[Given entries]:
┄┄┄┄┄┄┄┄┄┄
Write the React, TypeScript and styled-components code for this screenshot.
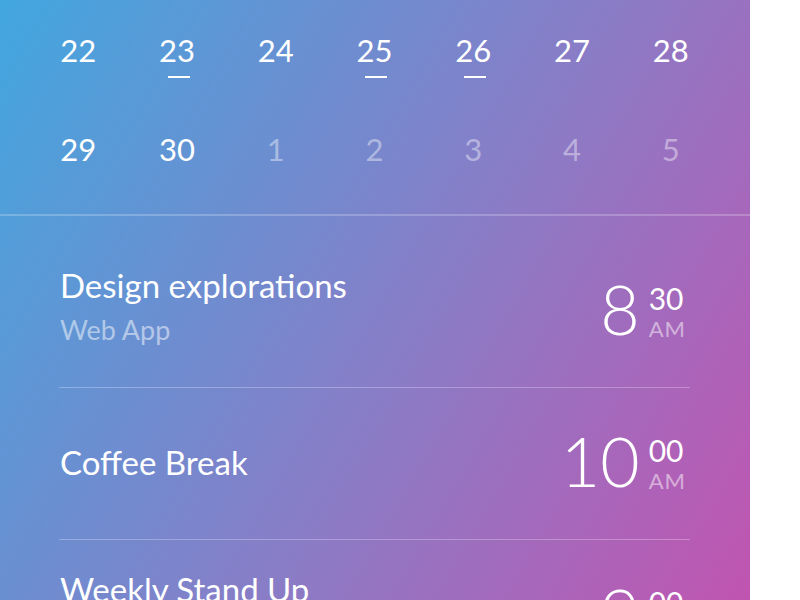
┄┄┄┄┄┄┄┄┄┄
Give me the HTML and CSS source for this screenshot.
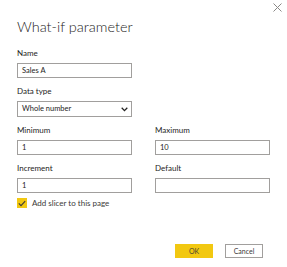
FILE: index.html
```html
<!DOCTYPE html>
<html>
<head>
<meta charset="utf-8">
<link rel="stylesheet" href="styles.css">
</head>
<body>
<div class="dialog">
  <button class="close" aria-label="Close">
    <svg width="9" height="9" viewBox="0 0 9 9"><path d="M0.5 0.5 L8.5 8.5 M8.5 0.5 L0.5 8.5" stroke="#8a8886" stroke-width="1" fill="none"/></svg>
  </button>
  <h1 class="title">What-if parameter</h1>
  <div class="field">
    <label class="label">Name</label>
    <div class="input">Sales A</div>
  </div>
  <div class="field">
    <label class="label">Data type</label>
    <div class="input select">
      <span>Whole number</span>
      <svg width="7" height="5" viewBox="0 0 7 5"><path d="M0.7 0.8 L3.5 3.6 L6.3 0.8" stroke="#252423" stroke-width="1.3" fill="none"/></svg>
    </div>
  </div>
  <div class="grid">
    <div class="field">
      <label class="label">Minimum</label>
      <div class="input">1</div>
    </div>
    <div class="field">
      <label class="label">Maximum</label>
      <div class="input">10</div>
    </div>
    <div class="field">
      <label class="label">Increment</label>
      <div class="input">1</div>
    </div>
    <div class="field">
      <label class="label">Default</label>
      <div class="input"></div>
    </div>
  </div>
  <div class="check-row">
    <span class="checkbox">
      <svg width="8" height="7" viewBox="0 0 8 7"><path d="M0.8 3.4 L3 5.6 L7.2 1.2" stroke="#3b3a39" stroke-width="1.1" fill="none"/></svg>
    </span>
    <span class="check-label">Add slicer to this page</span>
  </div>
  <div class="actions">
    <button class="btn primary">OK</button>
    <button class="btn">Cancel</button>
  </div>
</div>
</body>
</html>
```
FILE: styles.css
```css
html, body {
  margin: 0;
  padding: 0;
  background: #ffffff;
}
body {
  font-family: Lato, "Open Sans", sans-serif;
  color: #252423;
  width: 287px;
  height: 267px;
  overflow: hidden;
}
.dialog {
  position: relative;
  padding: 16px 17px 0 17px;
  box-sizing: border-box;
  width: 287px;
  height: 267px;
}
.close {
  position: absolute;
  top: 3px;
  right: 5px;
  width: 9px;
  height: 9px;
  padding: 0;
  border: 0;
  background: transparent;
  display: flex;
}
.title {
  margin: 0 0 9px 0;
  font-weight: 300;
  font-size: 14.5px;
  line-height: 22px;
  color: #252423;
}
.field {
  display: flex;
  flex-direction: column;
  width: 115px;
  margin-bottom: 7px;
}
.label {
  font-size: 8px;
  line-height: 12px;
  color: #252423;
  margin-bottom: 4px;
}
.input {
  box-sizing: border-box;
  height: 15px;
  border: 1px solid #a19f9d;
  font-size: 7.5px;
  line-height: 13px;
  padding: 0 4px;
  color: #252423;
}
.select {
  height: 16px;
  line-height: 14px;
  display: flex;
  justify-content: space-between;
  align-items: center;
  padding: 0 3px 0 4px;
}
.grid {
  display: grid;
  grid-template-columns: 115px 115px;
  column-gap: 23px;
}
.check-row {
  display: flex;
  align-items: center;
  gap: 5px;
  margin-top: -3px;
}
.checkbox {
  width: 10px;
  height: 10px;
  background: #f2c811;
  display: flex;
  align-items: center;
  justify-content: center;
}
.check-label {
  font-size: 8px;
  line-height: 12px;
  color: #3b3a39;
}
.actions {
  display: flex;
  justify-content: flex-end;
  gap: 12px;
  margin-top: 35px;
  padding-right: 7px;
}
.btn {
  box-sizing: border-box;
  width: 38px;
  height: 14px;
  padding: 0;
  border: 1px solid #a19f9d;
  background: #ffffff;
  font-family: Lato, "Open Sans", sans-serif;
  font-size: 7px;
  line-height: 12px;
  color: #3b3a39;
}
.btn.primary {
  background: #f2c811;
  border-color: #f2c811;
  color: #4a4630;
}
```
┄┄┄┄┄┄┄┄┄┄
[Request]:
Scan the entries above for the word "this" and collect each line holding it.

[Solution]:
Write the React, TypeScript and styled-components code for this screenshot.
Give me the HTML and CSS source for this screenshot.
    <span class="check-label">Add slicer to this page</span>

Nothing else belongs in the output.